Suyun Rengi ya da Rengarenk Çiçek Bahçesi / Gülsüm Cengiz / Resimleyen: Güler Aşık, Güneş Hüseyinkulu / Say / 2016 / 64 s. / 8-10

Bayan Sarıgül, 3-A sınıfının öğretmeni. Sınıfında değişik kültürlerden ve ırklardan öğrencileri var. Hepsi birbirinin farklılıklarına alışmış görünüyor. Ancak aralarına yeni katılan Meles’in siyahi olması ve Osman’ın onun derisinin rengiyle alay etmesi, Meles’i de, öğretmeni de üzer. Osman’a ve diğer çocuklara, farklılıkların zenginliğini nasıl anlatmalı? Öğretmen, ilginç çözümler bulur. Resim öğretmeni Bay Çizgi ve müzik öğretmeni Bayan Tatlıses de ona yardımcı olacaktır. Bayan Sarıgül’ün çözümlerini merak ediyor musunuz? Belki siz de kendi öğrencilerinize ya da çocuklarınıza aynı yöntemleri kullanarak farklılıkların güzelliğini ve renkliliğini anlatabilirsiniz.

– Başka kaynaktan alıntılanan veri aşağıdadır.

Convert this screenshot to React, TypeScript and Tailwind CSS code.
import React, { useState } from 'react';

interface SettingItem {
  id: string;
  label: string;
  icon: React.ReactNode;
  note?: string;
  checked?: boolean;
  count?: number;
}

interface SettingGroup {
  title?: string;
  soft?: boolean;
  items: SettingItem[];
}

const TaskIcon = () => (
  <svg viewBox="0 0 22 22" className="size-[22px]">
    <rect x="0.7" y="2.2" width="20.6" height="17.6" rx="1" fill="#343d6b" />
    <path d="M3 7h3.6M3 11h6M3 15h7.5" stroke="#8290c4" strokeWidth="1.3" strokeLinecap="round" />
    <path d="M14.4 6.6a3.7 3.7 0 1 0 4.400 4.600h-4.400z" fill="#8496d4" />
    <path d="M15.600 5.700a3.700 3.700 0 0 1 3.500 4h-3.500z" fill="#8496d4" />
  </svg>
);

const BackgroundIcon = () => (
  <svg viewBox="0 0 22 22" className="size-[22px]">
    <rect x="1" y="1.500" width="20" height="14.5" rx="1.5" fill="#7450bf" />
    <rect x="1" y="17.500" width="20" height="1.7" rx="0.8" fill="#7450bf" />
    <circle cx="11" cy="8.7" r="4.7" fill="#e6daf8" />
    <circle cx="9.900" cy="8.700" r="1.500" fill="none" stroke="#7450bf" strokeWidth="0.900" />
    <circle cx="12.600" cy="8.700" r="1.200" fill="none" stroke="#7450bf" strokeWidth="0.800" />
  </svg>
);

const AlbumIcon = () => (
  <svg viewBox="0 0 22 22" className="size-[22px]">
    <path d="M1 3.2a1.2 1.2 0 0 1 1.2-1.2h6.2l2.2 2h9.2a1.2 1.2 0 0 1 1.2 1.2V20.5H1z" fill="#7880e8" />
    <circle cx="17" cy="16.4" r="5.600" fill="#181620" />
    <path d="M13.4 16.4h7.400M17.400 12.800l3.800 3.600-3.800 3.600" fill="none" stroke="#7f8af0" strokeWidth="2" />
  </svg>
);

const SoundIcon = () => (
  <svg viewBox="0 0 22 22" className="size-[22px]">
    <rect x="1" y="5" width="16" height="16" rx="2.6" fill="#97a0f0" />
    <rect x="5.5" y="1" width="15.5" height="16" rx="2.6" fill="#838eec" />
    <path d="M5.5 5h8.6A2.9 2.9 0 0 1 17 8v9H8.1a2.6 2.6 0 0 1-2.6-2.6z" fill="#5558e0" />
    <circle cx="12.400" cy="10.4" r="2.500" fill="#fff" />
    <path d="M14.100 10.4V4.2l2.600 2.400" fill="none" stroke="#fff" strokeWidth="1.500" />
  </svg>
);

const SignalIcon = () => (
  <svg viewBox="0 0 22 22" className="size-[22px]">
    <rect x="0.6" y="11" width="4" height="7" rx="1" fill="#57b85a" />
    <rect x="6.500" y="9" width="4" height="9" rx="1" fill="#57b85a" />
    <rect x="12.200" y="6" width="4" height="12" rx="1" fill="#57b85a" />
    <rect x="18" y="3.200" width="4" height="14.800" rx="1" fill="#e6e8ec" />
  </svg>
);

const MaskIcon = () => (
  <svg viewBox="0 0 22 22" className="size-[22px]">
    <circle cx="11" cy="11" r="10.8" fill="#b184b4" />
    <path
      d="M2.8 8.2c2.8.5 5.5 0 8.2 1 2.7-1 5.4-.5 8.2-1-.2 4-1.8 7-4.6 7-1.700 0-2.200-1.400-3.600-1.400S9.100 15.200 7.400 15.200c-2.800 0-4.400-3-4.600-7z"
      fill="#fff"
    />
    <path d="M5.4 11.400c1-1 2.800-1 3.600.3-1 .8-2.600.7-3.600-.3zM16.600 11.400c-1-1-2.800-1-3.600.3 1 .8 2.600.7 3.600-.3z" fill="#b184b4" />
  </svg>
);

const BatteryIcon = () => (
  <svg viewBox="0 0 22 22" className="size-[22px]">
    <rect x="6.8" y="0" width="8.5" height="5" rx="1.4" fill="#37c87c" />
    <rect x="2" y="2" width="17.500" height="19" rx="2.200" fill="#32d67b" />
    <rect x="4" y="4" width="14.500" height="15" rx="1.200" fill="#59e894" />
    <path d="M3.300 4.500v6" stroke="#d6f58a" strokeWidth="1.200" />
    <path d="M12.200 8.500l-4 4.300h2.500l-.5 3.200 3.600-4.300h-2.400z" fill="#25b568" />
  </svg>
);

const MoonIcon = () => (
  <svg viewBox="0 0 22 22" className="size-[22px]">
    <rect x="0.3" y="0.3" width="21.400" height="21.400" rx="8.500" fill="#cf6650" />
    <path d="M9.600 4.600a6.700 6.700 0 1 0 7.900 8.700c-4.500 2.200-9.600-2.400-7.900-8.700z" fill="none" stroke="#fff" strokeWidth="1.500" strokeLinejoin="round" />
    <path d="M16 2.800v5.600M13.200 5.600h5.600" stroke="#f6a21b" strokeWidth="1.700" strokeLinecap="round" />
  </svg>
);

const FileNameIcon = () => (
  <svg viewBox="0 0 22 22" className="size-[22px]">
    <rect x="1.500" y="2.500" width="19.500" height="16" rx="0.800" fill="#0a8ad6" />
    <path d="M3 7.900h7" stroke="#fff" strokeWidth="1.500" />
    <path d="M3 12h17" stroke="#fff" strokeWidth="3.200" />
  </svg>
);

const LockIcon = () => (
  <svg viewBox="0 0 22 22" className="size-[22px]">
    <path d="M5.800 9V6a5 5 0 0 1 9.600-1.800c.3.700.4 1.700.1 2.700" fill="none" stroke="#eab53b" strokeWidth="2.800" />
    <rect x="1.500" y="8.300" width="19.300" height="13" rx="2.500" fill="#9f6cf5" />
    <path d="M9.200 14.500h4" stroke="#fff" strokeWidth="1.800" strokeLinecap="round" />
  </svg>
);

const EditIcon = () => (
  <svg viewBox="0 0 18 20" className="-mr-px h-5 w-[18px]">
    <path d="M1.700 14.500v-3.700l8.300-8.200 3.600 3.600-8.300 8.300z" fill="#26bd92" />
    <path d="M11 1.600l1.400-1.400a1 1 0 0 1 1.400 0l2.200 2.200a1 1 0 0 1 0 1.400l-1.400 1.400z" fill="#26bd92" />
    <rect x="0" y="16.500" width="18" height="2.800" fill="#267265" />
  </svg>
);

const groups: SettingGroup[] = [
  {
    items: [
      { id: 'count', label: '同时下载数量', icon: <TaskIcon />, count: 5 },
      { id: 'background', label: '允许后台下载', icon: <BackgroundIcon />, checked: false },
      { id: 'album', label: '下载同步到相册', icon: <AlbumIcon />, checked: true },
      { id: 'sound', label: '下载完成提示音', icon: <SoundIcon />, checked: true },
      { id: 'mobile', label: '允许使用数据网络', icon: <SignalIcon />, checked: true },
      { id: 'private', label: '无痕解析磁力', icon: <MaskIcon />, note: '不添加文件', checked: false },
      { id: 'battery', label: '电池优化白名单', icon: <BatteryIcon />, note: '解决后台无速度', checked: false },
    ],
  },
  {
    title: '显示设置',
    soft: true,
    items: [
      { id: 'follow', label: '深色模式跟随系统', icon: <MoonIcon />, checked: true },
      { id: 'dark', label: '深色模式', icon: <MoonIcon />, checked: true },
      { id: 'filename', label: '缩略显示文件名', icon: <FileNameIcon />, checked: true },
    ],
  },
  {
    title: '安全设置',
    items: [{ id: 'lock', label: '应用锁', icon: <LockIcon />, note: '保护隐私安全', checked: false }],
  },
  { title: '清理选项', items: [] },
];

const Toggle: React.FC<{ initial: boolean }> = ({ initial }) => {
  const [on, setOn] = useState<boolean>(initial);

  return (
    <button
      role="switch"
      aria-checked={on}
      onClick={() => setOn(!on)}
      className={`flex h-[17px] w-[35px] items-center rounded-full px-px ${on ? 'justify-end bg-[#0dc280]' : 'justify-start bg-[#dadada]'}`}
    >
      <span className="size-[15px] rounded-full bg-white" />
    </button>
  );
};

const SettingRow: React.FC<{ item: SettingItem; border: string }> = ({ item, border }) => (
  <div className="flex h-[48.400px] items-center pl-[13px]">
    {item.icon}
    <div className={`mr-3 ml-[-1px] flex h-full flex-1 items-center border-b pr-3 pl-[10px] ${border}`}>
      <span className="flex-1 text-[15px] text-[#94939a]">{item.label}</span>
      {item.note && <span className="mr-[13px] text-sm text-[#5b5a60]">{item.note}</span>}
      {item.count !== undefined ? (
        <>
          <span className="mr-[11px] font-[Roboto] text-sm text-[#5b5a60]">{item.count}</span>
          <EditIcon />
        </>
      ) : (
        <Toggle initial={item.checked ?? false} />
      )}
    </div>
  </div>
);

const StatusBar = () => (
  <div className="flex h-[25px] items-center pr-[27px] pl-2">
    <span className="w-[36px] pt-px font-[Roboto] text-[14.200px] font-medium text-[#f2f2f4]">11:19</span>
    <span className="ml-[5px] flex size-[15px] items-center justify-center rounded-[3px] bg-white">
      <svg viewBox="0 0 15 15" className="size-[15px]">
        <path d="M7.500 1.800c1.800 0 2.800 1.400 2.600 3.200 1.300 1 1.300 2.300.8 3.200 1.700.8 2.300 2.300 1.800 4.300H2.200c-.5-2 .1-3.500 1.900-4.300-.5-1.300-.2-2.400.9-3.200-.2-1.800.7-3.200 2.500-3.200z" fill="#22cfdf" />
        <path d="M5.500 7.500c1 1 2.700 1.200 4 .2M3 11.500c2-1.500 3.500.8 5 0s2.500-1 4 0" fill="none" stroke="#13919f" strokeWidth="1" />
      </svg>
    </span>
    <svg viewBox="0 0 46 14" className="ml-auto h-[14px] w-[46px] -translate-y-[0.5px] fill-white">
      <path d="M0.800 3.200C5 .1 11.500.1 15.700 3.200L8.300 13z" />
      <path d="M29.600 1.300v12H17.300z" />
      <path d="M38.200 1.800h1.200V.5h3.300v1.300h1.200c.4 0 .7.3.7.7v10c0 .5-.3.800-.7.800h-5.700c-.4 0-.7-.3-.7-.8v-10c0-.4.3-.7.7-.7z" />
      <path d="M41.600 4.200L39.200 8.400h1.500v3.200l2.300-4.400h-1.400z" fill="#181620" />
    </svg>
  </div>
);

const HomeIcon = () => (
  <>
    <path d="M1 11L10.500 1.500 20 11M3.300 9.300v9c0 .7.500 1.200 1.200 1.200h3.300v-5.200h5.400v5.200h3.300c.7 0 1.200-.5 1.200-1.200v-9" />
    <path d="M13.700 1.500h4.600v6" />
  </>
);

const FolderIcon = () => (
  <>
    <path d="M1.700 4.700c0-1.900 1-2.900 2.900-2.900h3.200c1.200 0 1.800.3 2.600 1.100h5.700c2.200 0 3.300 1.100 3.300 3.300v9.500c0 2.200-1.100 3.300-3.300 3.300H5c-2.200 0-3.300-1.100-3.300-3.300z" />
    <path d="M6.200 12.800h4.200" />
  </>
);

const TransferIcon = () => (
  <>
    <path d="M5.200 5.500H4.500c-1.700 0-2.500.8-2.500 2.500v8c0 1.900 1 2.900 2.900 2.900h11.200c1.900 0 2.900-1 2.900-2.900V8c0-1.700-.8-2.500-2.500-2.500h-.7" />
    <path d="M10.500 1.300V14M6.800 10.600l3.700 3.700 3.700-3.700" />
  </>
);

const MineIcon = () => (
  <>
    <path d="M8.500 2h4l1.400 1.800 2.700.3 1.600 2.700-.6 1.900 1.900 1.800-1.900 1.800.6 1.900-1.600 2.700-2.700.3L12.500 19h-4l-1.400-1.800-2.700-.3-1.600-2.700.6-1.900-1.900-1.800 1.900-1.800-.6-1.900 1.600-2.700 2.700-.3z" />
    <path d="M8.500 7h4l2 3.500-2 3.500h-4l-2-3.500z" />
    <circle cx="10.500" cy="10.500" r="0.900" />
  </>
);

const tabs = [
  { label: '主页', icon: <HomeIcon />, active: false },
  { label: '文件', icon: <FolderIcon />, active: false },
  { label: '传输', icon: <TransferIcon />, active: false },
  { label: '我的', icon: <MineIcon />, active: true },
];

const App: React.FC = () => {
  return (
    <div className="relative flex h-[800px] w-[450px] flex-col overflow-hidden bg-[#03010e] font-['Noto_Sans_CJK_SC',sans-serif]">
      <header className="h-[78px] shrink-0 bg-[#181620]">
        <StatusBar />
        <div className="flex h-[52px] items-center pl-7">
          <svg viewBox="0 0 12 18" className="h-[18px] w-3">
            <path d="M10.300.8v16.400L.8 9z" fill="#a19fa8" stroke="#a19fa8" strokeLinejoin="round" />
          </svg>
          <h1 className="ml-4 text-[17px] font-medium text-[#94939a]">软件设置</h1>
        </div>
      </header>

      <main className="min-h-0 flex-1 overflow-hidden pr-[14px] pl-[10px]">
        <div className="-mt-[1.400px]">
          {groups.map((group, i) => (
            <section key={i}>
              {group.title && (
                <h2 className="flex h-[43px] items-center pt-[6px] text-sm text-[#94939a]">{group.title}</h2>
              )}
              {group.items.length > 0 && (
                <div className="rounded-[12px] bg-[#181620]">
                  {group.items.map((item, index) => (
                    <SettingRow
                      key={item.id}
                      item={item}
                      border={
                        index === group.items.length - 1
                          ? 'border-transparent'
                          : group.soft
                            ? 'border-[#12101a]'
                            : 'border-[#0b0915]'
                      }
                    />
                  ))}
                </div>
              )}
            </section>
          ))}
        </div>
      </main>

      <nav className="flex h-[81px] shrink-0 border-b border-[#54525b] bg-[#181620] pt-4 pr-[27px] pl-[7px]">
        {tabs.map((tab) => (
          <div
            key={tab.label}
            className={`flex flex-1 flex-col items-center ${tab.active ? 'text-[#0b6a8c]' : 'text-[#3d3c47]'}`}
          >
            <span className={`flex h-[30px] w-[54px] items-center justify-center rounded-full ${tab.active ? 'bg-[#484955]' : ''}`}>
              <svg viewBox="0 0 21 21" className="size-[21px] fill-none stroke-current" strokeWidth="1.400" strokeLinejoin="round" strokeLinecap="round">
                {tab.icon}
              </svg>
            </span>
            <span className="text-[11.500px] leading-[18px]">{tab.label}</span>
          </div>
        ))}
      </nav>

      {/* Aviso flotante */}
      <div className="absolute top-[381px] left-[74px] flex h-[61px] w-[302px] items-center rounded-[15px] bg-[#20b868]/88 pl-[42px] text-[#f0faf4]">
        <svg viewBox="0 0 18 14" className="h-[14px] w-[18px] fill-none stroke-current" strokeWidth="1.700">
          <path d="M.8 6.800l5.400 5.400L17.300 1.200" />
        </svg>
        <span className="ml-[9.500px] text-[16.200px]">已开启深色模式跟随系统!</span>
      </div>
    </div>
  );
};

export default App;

Bebek Olmaya Karar Verdim / Dicle Keskinoğlu / Resimleyen: Emel Alp Sarı / Doğan Egmont / 2016 / 32 s. / 4-7

Aileye yeni bir bireyin katılması, sadece anne babaya değil, çocuklara de sorumluluklar yüklüyor. Bazen bebekle uğraşırken, evdeki çocuğun ihtiyaçları göz ardı edilebiliyor. Tıpkı Ege’nin başına geldiği gibi. Ege, eve sürekli konukların gelip gittiğini ve hepsinin bebekle daha çok ilgilendiğinin farkında. Belki o da bebek olursa her gün ona da armağanlar gelir ve herkes onunla daha çok ilgilenir. Ege bebek olsun mu? Olsun! Anne babasının buna bir itirazı yok. Ama şimdiden söyleyelim, işler hiç de Ege’nin beklediği gibi gelişmeyecek…

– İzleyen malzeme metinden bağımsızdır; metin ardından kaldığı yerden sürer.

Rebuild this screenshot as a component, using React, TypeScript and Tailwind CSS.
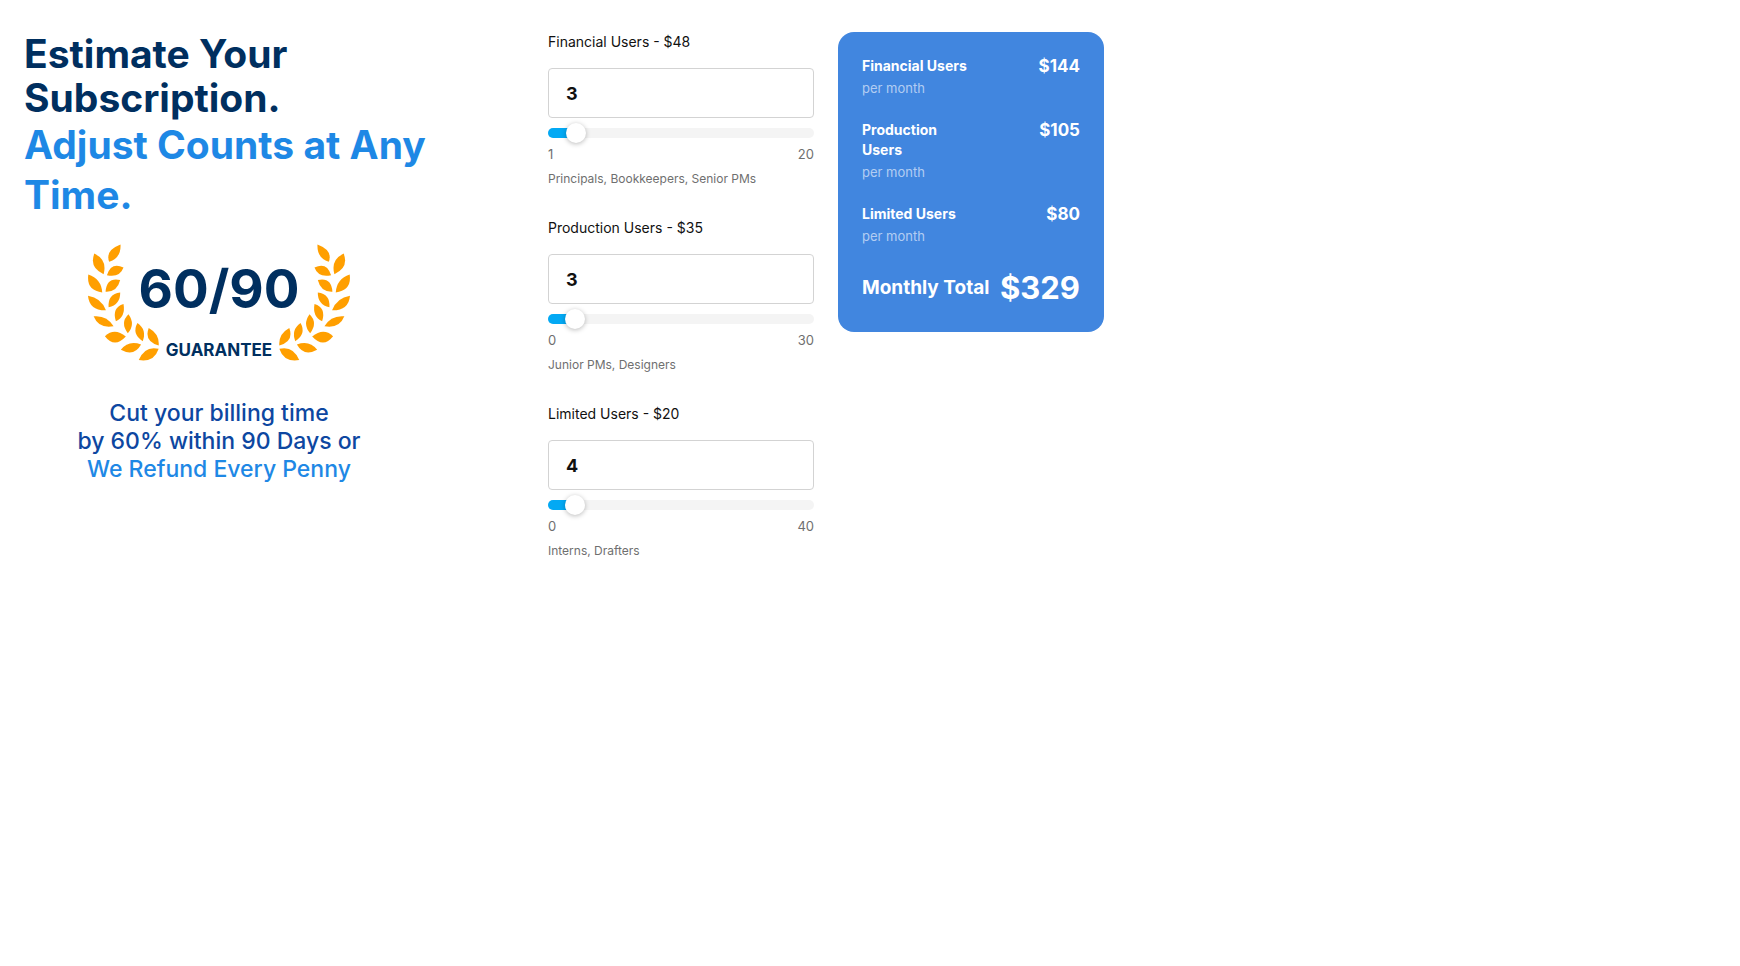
import { useState } from "react";

type Tier = {
  id: string;
  name: string;
  price: number;
  min: number;
  max: number;
  roles: string;
};

const TIERS: readonly Tier[] = [
  { id: "financial", name: "Financial Users", price: 48, min: 1, max: 20, roles: "Principals, Bookkeepers, Senior PMs" },
  { id: "production", name: "Production Users", price: 35, min: 0, max: 30, roles: "Junior PMs, Designers" },
  { id: "limited", name: "Limited Users", price: 20, min: 0, max: 40, roles: "Interns, Drafters" },
];

const LEAVES: readonly string[] = [
  "M152 42 Q105 60 118 94 Q154 82 152 42Z",
  "M73 69 Q57 112 101 131 Q113 88 73 69Z",
  "M161 111 Q124 93 111 134 Q150 142 161 111Z",
  "M55 132 Q48 179 97 186 Q94 145 55 132Z",
  "M151 149 Q110 140 107 184 Q142 186 151 149Z",
  "M54 196 Q58 241 108 240 Q94 202 54 196Z",
  "M151 186 Q113 190 116 231 Q152 222 151 186Z",
  "M71 258 Q86 296 131 288 Q111 254 71 258Z",
  "M161 221 Q125 232 138 273 Q168 259 161 221Z",
  "M105 318 Q134 291 168 319 Q134 356 105 318Z",
  "M176 252 Q150 277 174 309 Q198 283 176 252Z",
  "M153 359 Q176 329 214 343 Q193 381 153 359Z",
  "M203 278 Q185 311 219 333 Q232 298 203 278Z",
  "M207 390 Q225 346 267 356 Q253 398 207 390Z",
  "M237 293 Q222 333 267 346 Q270 311 237 293Z",
];

function Laurel({ className }: { className?: string }) {
  return (
    <svg viewBox="54 41 214 354" className={className} fill="#ff9f00" aria-hidden="true">
      {LEAVES.map((d) => (
        <path key={d} d={d} />
      ))}
    </svg>
  );
}

function Guarantee() {
  return (
    <div className="flex w-[390px] max-w-full flex-col items-center pt-6">
      <div className="flex items-start justify-center">
        <Laurel className="h-[118px] w-[71px]" />
        <div className="flex w-[120px] flex-col items-center pt-4 font-bold text-[#002f5f]">
          <span className="text-[53px] leading-[58px] whitespace-nowrap">60/90</span>
          <span className="pt-[22px] text-[17px] leading-5">GUARANTEE</span>
        </div>
        <Laurel className="h-[118px] w-[71px] -scale-x-100" />
      </div>
      <p className="pt-[37px] text-center text-[23px] leading-7 font-medium text-[#0d47a1]">
        Cut your billing time
        <br />
        by 60% within 90 Days or
        <br />
        <span className="text-[#1e88e5]">We Refund Every Penny</span>
      </p>
    </div>
  );
}

function TierField({
  tier,
  count,
  onChange,
}: {
  tier: Tier;
  count: number;
  onChange: (count: number) => void;
}) {
  const percent = ((count - tier.min) / (tier.max - tier.min)) * 100;

  return (
    <div className="flex flex-col">
      <label htmlFor={tier.id} className="text-[14px] leading-5 text-[#111111]">
        {tier.name} - ${tier.price}
      </label>
      <input
        id={tier.id}
        type="text"
        inputMode="numeric"
        value={count}
        onChange={(e) => onChange(Math.min(tier.max, Math.max(tier.min, Number(e.target.value) || 0)))}
        className="mt-4 h-[50px] w-full rounded border border-[#d3d3d3] bg-white px-[17px] text-[18px] font-bold text-[#111111] outline-none"
      />
      <div className="relative mt-2.5 h-2.5 rounded-full bg-[#f4f4f4]">
        <div className="h-full rounded-full bg-[#03a9f4]" style={{ width: `${percent}%` }} />
        {/* Runs half a thumb past both ends so the thumb centre sits on the value */}
        <input
          type="range"
          aria-label={tier.name}
          min={tier.min}
          max={tier.max}
          value={count}
          onChange={(e) => onChange(Number(e.target.value))}
          className="absolute -inset-x-2.5 -top-[5px] h-5 cursor-pointer appearance-none bg-transparent outline-none [&::-webkit-slider-thumb]:size-5 [&::-webkit-slider-thumb]:appearance-none [&::-webkit-slider-thumb]:rounded-full [&::-webkit-slider-thumb]:bg-white [&::-webkit-slider-thumb]:shadow-[0_1px_5px_rgba(0,0,0,0.28)]"
        />
      </div>
      <div className="mt-1.5 flex justify-between text-[13px] leading-5 text-[#6f6f6f]">
        <span>{tier.min}</span>
        <span>{tier.max}</span>
      </div>
      <p className="mt-[5px] text-[12px] leading-5 text-[#6f6f6f]">{tier.roles}</p>
    </div>
  );
}

export default function App() {
  const [counts, setCounts] = useState<Record<string, number>>({ financial: 3, production: 3, limited: 4 });

  const total = TIERS.reduce((sum, tier) => sum + tier.price * counts[tier.id], 0);

  return (
    <main className="grid max-w-[1128px] grid-cols-[minmax(0,500fr)_minmax(0,266fr)_minmax(0,266fr)] items-start gap-6 px-6 py-8 font-['Inter','Liberation_Sans',sans-serif]">
      <section>
        <h1 className="max-w-[420px] text-[39px] leading-[44px] font-bold text-[#002f5f]">
          Estimate Your Subscription.
        </h1>
        <p className="max-w-[420px] text-[39px] leading-[50px] font-bold text-[#1e88e5]">
          Adjust Counts at Any Time.
        </p>
        <Guarantee />
      </section>

      <section className="flex flex-col gap-[29px]">
        {TIERS.map((tier) => (
          <TierField
            key={tier.id}
            tier={tier}
            count={counts[tier.id]}
            onChange={(count) => setCounts({ ...counts, [tier.id]: count })}
          />
        ))}
      </section>

      <aside className="flex flex-col gap-6 rounded-2xl bg-[#4186df] p-6 text-white">
        {TIERS.map((tier) => (
          <div key={tier.id} className="grid grid-cols-2">
            <div>
              <h2 className="text-[14px] leading-5 font-bold">{tier.name}</h2>
              <p className="pt-1 text-[13px] leading-4 text-white/60">per month</p>
            </div>
            <span className="text-right text-[17px] leading-5 font-bold">${tier.price * counts[tier.id]}</span>
          </div>
        ))}
        <div className="flex items-center justify-between whitespace-nowrap">
          <h2 className="text-[19px] leading-6 font-bold">Monthly Total</h2>
          <span className="text-[31px] leading-10 font-bold">${total}</span>
        </div>
      </aside>
    </main>
  );
}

Sayılar / Eric Carle / Resimleyen: Eric Carle / Mavibulut Yayıncılık / 2016 / 9 s. / 1+

Eric Carle, “Sayılar” isimli bu kitapta küçük okurları sayılarla tanıştırıyor. Yırtılmaz kalın mukavva ile hazırlanan kitabın sayfaları ikiye ayrılmış. Her sayfada bir sayı ya da resim var. Tek yapmanız gereken kardeşinizi, çocuğunuzu, torununuzu ya da komşunuzun çocuğunu yanınıza alıp sayılarla resimleri eşleştirmek… Örneğin, bir sayfada üç sayısı varsa karşılığı olan üç elma resmini bulmalısınız. Sayılar birden ona kadar sıralanmış ancak resimler karışık bir düzende yerleştirilmiş. Böylece biraz çabalamak gerekiyor. Doğru sayı ve resim eşleştiğinde küçük okurların yüzündeki gülümsemeyi düşünsenize… Bu eşleşme oyunu, küçük çocukların sayıları fark etmesini, ilgilenmesini sağlarken yeni sözcükler öğrenmesini de kolaylaştıracak, resimlerin hangi sayfalarda olduğunu anımsaması da belleği güçlendirecek eğlenceli bir yöntem. O halde, herkese iyi okumalar, iyi eğlenceler!